* _Aim of the exercise_
From the first line of the data below through the line bearing "FiSearch, FiSend, FiStar", reproduce each line exactly; do not include pictures.

--------------------------------------------------

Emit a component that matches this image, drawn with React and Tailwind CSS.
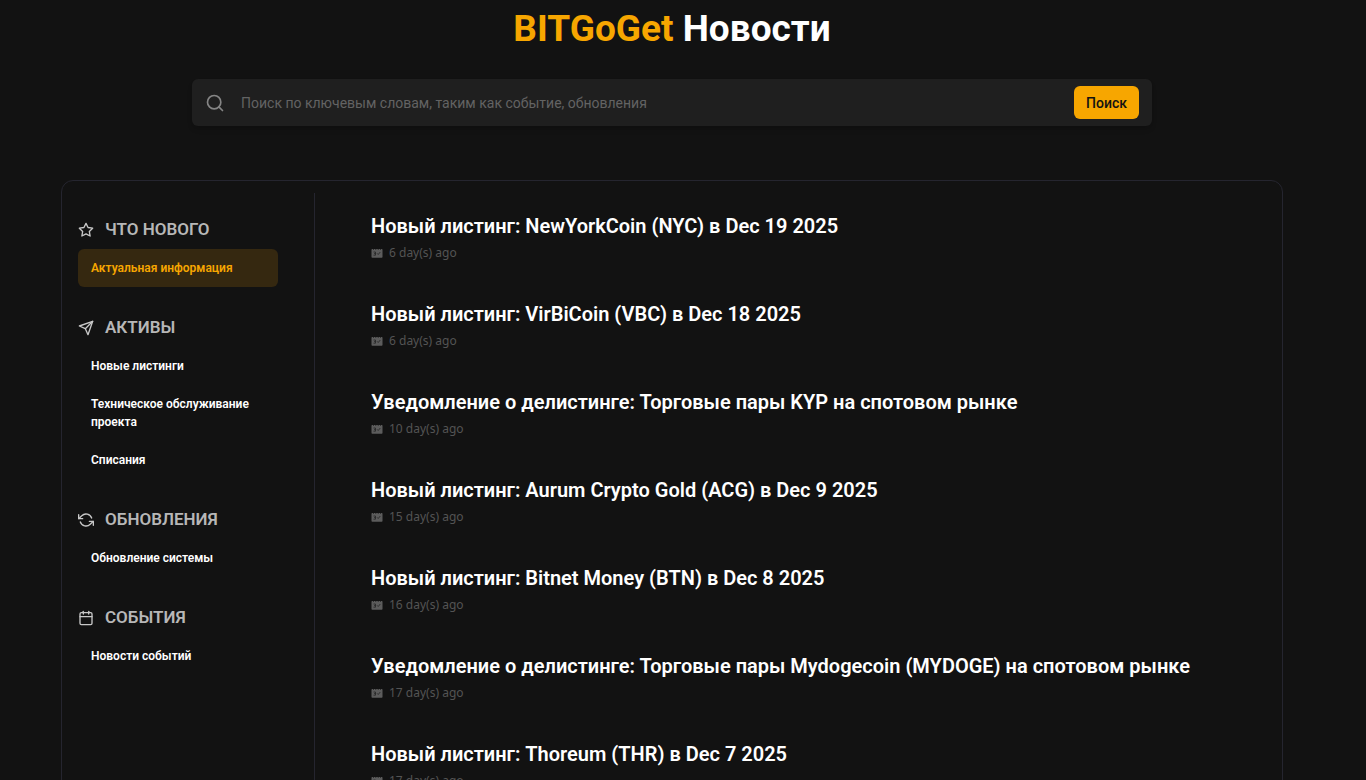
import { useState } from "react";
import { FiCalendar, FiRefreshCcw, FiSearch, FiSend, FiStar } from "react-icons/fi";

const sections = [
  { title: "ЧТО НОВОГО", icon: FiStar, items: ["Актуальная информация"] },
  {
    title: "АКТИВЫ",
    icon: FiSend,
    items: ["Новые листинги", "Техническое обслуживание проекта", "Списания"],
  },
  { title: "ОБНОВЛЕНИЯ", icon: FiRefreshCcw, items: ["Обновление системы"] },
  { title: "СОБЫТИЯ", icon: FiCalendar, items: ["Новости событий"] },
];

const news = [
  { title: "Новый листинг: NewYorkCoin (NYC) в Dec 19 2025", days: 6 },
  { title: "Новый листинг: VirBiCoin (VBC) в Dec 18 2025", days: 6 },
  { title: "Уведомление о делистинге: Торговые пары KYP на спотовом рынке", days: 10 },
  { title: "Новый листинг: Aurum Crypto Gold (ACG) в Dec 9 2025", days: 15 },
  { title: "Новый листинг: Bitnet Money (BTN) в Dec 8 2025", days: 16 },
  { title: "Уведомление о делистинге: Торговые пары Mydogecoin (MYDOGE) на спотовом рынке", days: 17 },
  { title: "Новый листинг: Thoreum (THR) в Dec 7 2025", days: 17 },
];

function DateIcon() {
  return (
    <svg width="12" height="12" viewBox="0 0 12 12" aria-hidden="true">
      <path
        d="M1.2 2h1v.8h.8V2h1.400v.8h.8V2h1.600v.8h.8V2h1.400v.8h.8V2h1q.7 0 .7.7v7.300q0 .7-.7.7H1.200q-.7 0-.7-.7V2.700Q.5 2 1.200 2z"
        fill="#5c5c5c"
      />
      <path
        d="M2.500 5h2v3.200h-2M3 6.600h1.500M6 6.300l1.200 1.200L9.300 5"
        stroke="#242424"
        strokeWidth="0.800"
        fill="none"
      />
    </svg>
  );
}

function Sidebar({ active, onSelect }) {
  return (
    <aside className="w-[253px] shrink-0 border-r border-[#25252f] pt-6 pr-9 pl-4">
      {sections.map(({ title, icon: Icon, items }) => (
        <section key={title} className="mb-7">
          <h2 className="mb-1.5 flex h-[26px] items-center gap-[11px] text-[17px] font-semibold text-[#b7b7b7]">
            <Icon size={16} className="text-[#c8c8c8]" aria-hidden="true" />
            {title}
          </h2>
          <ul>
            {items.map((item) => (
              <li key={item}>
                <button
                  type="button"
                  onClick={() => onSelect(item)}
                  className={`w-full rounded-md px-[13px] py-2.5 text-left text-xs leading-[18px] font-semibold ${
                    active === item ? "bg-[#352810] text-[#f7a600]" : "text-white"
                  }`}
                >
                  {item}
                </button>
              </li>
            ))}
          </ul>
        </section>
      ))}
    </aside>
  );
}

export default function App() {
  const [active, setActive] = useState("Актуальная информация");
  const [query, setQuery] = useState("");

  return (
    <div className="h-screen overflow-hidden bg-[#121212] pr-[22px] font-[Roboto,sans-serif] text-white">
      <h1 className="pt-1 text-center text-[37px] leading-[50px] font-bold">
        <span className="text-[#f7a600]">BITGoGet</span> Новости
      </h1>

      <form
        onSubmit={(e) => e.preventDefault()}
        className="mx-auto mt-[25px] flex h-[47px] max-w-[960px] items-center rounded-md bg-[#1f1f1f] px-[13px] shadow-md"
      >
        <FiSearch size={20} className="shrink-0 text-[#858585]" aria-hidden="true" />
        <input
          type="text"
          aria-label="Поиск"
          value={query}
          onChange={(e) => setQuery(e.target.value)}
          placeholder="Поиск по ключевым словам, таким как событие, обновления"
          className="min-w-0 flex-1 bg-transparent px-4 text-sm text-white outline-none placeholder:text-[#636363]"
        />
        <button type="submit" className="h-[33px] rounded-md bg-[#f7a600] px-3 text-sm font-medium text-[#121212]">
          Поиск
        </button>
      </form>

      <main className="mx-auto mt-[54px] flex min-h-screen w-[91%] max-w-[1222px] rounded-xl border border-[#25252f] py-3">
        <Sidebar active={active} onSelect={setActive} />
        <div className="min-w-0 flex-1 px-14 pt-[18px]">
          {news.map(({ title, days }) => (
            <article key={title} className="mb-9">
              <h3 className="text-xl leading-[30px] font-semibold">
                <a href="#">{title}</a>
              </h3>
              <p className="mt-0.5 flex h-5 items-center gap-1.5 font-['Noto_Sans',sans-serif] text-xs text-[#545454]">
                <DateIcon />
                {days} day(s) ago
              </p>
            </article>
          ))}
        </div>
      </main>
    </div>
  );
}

--------------------------------------------------

* _Finished exercise_
Emit a component that matches this image, drawn with React and Tailwind CSS.
import { useState } from "react";
import { FiCalendar, FiRefreshCcw, FiSearch, FiSend, FiStar } from "react-icons/fi";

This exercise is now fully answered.